Bowen, R.E., and C. Riley. 2003. Socio-economic indicators and integrated coastal management. Ocean and Coastal Management 46: 299-312.

Carr, E.R., et al. 2007. Applying DPSIR to Sustainable Development. International Journal of Sustainable Development and World Ecology 14 (6) 543-555.

Dasgupta, P. 2001. Human well-being and the natural environment. Oxford: Oxford University Press.

Endter-Wada, J., D. Blahna, R. Krannich, and M. Brunson. 1998. A Framework For Understanding Social Science Contributions To Ecosystem Management. Ecological Applications 8: 891–904.

Justus, J., M. Colyvan, H. Regan, and L. Maguire. 2009. Buying into conservation: intrinsic versus instrumental value.
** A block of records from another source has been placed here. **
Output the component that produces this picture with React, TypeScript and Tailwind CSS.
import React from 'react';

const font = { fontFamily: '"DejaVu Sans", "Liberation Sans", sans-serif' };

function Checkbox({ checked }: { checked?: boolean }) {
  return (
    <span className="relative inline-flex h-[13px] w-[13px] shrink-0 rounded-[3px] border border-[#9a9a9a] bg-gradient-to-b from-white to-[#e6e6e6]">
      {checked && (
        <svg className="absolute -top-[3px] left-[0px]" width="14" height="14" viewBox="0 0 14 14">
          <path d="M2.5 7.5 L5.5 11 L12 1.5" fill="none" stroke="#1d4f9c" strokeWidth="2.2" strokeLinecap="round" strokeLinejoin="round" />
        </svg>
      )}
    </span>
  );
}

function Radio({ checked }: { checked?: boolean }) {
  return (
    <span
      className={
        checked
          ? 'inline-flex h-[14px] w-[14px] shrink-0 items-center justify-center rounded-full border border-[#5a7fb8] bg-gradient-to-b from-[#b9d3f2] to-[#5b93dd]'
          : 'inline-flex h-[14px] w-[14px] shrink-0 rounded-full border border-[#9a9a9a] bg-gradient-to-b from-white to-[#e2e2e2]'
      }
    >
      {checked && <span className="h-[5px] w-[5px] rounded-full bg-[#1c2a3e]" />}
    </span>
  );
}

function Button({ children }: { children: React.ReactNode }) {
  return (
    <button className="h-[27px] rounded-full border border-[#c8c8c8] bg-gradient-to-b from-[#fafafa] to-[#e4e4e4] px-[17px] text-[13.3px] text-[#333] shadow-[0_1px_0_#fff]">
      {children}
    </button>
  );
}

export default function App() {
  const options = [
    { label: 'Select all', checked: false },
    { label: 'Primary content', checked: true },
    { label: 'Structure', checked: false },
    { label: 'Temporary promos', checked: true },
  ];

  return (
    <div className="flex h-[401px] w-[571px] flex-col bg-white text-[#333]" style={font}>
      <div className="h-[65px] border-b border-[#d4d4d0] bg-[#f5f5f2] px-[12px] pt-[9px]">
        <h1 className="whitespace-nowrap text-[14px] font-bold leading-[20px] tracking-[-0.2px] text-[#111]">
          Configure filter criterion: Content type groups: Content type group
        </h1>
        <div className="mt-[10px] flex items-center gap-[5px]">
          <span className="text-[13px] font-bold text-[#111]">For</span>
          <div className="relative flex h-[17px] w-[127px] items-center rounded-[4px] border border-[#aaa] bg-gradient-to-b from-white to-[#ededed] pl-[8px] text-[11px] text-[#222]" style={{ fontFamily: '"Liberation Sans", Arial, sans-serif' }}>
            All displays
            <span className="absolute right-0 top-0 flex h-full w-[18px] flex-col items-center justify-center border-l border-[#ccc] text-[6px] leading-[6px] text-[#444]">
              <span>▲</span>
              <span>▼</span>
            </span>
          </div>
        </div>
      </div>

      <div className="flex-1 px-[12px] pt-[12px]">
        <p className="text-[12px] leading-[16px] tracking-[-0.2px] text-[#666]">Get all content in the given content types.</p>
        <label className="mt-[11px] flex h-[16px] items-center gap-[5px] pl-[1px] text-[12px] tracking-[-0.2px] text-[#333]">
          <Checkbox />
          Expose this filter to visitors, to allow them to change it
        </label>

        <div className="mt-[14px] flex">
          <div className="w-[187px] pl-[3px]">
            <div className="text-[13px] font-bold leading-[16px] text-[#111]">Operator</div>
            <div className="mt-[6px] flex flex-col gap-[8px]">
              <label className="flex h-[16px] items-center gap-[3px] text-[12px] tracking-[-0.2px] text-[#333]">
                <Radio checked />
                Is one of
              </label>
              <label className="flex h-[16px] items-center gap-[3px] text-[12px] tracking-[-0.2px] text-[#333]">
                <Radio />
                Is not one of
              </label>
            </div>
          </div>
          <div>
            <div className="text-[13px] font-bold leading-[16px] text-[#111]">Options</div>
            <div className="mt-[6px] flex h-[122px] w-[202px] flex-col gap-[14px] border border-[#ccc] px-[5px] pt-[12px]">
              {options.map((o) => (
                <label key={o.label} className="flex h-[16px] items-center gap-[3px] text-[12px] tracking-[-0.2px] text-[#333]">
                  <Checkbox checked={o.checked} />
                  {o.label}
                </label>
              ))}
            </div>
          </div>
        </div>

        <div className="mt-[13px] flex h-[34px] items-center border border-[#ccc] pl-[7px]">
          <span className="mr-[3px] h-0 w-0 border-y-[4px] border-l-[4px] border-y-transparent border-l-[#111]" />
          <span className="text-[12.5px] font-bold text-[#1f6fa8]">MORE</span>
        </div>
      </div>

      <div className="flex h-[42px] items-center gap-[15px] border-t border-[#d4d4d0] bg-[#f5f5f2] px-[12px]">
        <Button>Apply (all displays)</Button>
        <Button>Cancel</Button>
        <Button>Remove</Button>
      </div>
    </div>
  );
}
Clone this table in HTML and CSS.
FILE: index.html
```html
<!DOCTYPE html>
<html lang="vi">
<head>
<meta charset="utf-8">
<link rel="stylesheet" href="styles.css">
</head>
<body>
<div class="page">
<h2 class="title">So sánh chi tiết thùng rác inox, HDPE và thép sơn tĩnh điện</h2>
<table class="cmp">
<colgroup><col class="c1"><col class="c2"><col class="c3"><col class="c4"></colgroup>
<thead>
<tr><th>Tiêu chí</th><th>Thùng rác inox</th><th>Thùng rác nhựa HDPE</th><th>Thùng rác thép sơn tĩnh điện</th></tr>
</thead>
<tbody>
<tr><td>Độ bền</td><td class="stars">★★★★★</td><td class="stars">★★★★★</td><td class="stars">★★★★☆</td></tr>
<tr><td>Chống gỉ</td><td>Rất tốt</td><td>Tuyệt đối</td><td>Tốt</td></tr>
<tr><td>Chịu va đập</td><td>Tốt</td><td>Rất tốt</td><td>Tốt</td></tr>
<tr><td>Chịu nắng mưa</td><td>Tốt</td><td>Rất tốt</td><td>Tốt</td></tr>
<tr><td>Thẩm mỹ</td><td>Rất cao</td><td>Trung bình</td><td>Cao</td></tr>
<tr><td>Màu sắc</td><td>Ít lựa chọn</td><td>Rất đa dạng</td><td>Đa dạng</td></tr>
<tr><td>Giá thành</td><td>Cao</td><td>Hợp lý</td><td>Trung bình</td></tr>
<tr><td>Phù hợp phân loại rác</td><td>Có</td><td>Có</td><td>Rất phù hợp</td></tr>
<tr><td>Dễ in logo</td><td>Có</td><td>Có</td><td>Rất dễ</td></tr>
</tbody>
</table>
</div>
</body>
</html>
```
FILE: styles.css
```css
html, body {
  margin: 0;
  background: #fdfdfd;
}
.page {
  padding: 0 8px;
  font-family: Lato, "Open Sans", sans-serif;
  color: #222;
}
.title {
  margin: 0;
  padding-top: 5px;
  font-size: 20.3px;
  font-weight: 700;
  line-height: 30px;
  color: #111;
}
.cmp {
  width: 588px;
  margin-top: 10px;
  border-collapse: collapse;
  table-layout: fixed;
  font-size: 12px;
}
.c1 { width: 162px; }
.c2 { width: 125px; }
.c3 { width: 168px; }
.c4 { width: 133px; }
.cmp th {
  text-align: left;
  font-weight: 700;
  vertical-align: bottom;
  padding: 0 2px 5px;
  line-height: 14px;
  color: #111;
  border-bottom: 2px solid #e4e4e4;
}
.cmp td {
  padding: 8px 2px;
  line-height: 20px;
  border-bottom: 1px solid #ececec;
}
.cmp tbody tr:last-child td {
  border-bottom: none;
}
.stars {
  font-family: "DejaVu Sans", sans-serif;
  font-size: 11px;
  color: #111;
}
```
Trends in Ecology and Evolution 24:187–191.

Liu, J., T. Dietz, S. Carpenter, M. Alberti, C. Folke, E. Moran, A. Pell, P. Deadman, T. Kratz, J. Lubchenco, E. Ostrom, Z. Ouyang, W. Provencher, C. Redman, S. Schneider, and W. Taylor. 2007. Complexity of Coupled Human and Natural Systems. Science 317: 1513-1516.
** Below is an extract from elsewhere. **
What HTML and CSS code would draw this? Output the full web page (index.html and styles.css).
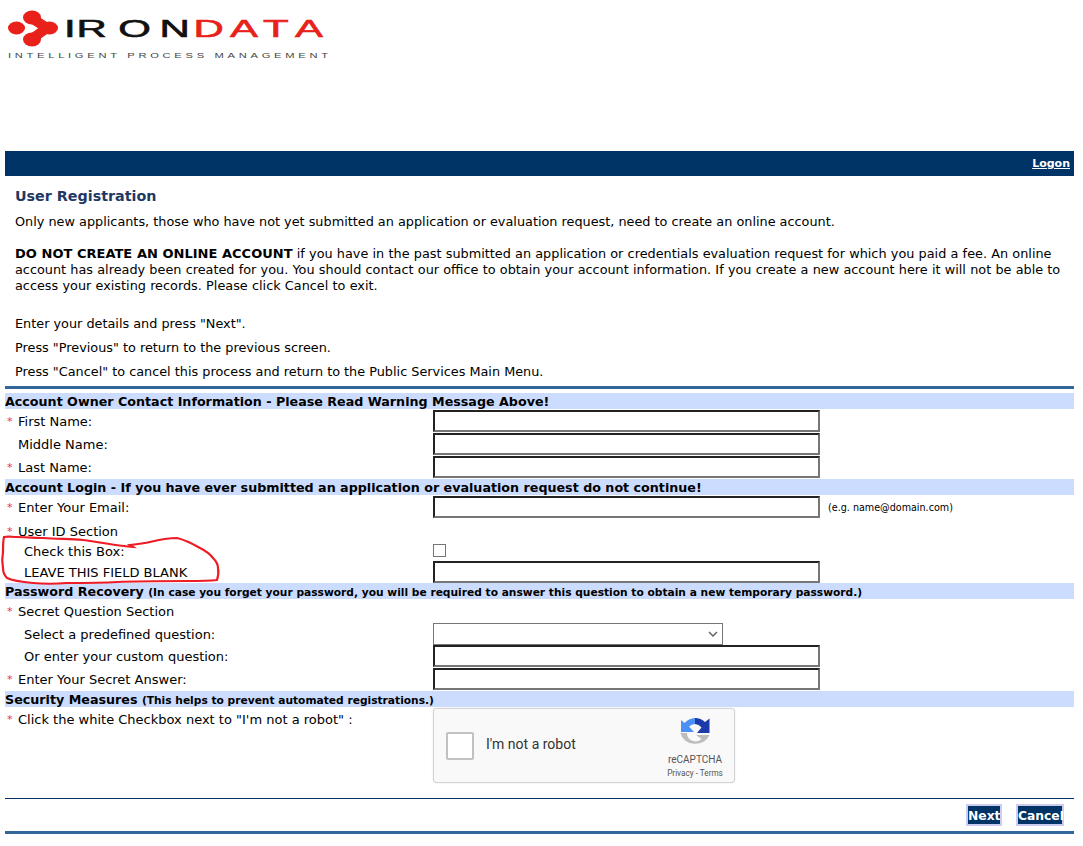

Millennium Ecosystem Assessment. 2003. Ecosystems and Human Well-being: A Framework for Assessment. Island Press, Washington, D.C.

Millenium Ecosystem Assessment. 2005. Linking ecosystem services and human well-being. In: Capistrano, D., C.K. Samper, M.J. Lee, and C. Raudsepp-Hearne, eds. Ecosystem and Human Well-being: Multiscale Assessment. Island Press, Washington, D.C. pp. 45–60.
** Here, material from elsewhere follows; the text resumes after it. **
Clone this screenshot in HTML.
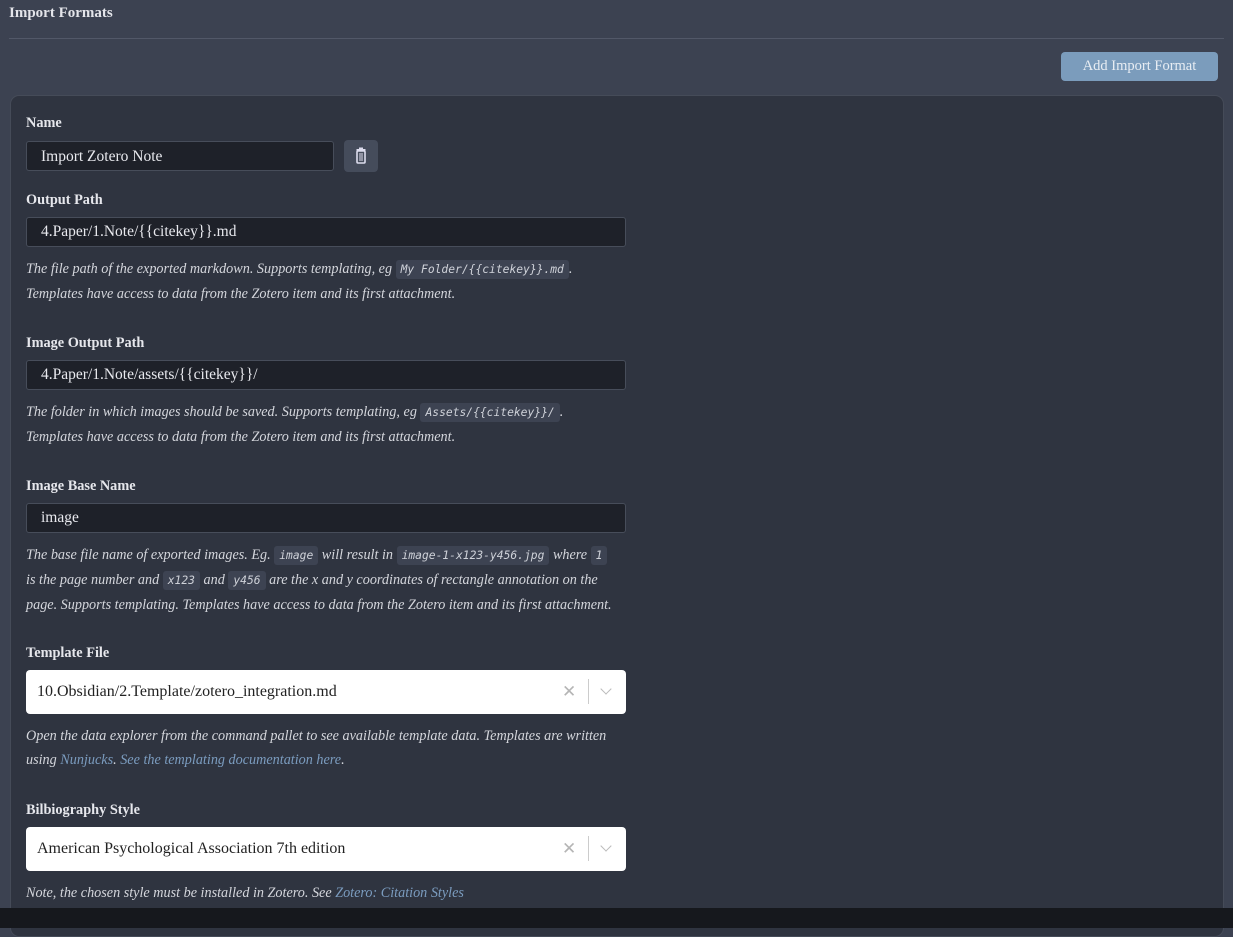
<!DOCTYPE html>
<html><head><style>
body{margin:0;width:1233px;height:917px;overflow:hidden;background:#3c4251;font-family:"Liberation Serif",serif;color:#dcdde2;position:relative}
.a{position:absolute}
h1{position:absolute;left:9px;top:5px;margin:0;font-size:15px;font-weight:bold;color:#e4e5ea}
.hr{left:9px;top:38px;width:1215px;height:1px;background:#525868}
.btn{left:1061px;top:52px;width:157px;height:29px;background:#7b9cbc;border-radius:4px;color:#e8edf3;font-size:14.5px;text-align:center;line-height:29px}
.card{left:10px;top:95px;width:1212px;height:840px;background:#2f3440;border:1px solid #454b58;border-radius:9px}
.lbl{left:26px;font-size:14.3px;font-weight:bold;color:#e6e7ec}
.in{left:26px;width:600px;height:30px;background:#1e2129;border:1px solid #474d5a;border-radius:3px;font-size:15.5px;line-height:28px;padding-left:14px;box-sizing:border-box;color:#e8e9ee}
.d{left:26px;font-size:14.2px;font-style:italic;line-height:24px;color:#d4d6dc;width:620px;white-space:nowrap}
code{font-family:"DejaVu Sans Mono",monospace;font-size:11.3px;background:#3d4352;border-radius:3px;padding:3px 5px;font-style:italic;color:#cfd2d9}
.sel{left:26px;width:600px;height:44px;background:#fff;border-radius:4px;color:#222;font-size:16px;line-height:44px;padding-left:11px;box-sizing:border-box}
.sel .x{position:absolute;left:536px;top:0;color:#b5b5b5;font-size:17px}
.sel .bar{position:absolute;left:562px;top:9px;width:1px;height:25px;background:#ccc}
.sel .v{position:absolute;left:576px;top:15px;width:7px;height:7px;border-right:1.5px solid #bbb;border-bottom:1.5px solid #bbb;transform:rotate(45deg)}
a{color:#7b9cbf}
</style></head><body>
<h1>Import Formats</h1>
<div class="a hr"></div>
<div class="a btn">Add Import Format</div>
<div class="a card"></div>
<div class="a lbl" style="top:115px">Name</div>
<div class="a in" style="top:141px;width:308px;height:30px;line-height:30px">Import Zotero Note</div>
<div class="a" style="left:344px;top:140px;width:34px;height:32px;background:#454c5b;border-radius:4px">
<svg width="34" height="32" viewBox="0 0 34 32"><rect x="12.5" y="9" width="9" height="2" fill="#dde"/><rect x="15" y="7.5" width="4" height="2" fill="#dde"/><rect x="13" y="11" width="8" height="12" rx="1" fill="none" stroke="#dde" stroke-width="1.6"/><rect x="15.5" y="13" width="1" height="8" fill="#dde"/><rect x="17.5" y="13" width="1" height="8" fill="#dde"/></svg></div>
<div class="a lbl" style="top:192px">Output Path</div>
<div class="a in" style="top:217px">4.Paper/1.Note/{{citekey}}.md</div>
<div class="a d" style="top:257px">The file path of the exported markdown. Supports templating, eg <code>My Folder/{{citekey}}.md</code>.<br>Templates have access to data from the Zotero item and its first attachment.</div>
<div class="a lbl" style="top:335px">Image Output Path</div>
<div class="a in" style="top:360px">4.Paper/1.Note/assets/{{citekey}}/</div>
<div class="a d" style="top:400px">The folder in which images should be saved. Supports templating, eg <code>Assets/{{citekey}}/</code>.<br>Templates have access to data from the Zotero item and its first attachment.</div>
<div class="a lbl" style="top:478px">Image Base Name</div>
<div class="a in" style="top:503px">image</div>
<div class="a d" style="top:543px">The base file name of exported images. Eg. <code>image</code> will result in <code>image-1-x123-y456.jpg</code> where <code>1</code><br>is the page number and <code>x123</code> and <code>y456</code> are the x and y coordinates of rectangle annotation on the<br>page. Supports templating. Templates have access to data from the Zotero item and its first attachment.</div>
<div class="a lbl" style="top:645px">Template File</div>
<div class="a sel" style="top:670px">10.Obsidian/2.Template/zotero_integration.md<span class="x">✕</span><span class="bar"></span><span class="v"></span></div>
<div class="a d" style="top:724px">Open the data explorer from the command pallet to see available template data. Templates are written<br>using <a>Nunjucks</a>. <a>See the templating documentation here</a>.</div>
<div class="a lbl" style="top:802px">Bilbiography Style</div>
<div class="a sel" style="top:827px">American Psychological Association 7th edition<span class="x">✕</span><span class="bar"></span><span class="v"></span></div>
<div class="a d" style="top:881px">Note, the chosen style must be installed in Zotero. See <a>Zotero: Citation Styles</a></div>
<div class="a" style="left:0;top:908px;width:1233px;height:20px;background:#16181d;z-index:5"></div>
</body></html>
Puget Sound Partnership. 2008. Puget Sound Action Agenda, Protecting and Restoring the Puget Sound Ecosystem by 2020. Olympia, WA.

Puget Sound Partnership. 2009a. Ecosystem Status & Trends: A 2009 Supplement to State of the Sound Reporting. Olympia, WA.

Puget Sound Partnership. 2009b. Identification of Ecosystem Components and Their Indicators and Targets. Technical Memorandum, Olympia, WA.

Walker, B., S. Carpenter, J. Anderies, N. Abel, G. S. Cumming, M. Janssen, L. Lebel, J. Norberg, G. D. Peterson, and R. Pritchard. 2002. Resilience management in social-ecological systems: a working hypothesis for a participatory approach. Conservation Ecology  6(1): 14.